Relationships take work. All personal relationships can be challenging and all require attention, time and tenderness. But none more so than with MFW. “They” say that falling in love is easy, staying in love takes work. And that work is a labour of love. In day to day life, MFW is my constant. He’s the first one I see in the morning, even before I see myself. He’s the first one I think of when something so crazy happens, like when I saw Richard Simmons’ doppelganger running down the main street with the shortest short shorts I have ever seen, in the snow. The danger is in taking that closeness, that connection and that intimacy for granted. To be comfortable and complacent in my routine that I stop making those ever important efforts to maintain a closeness and unique specialness that sets MFW apart from all others in my life. What makes MFW, my MFW is our connection and our commitment, to each other and to our life together, including all of our individual and joint hopes, dreams and plans. That takes time to develop and takes time, attention and tenderness to maintain. It takes commitment from both of us, to stay connected and to give each other a space to be us, without the distraction of the outside world, well, except maybe Netflix.

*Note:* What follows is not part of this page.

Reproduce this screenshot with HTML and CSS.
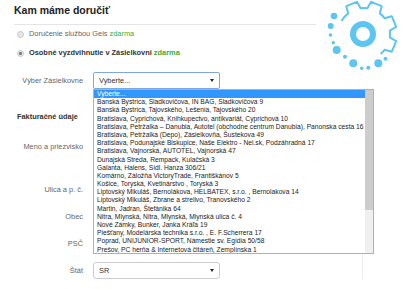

Although we are both engaged and buoyed by the abilities of using Social Media for real social change, we have also committed to giving our connection what it deserves. We have committed to the ‘work’ we both need to engage in to maintain that connection; time, space, tenderness and nurturance. Part of that commitment and part of the work, that we have determined needs to be done, is to have designated “social media free” time. Essentially, we are putting our phones down and connecting with each other. One on one.
Social media and social influencing has its place. It is important. It is a job. Therefore, work hours are 9 to 5. After 5 pm…Chalkeman’s out!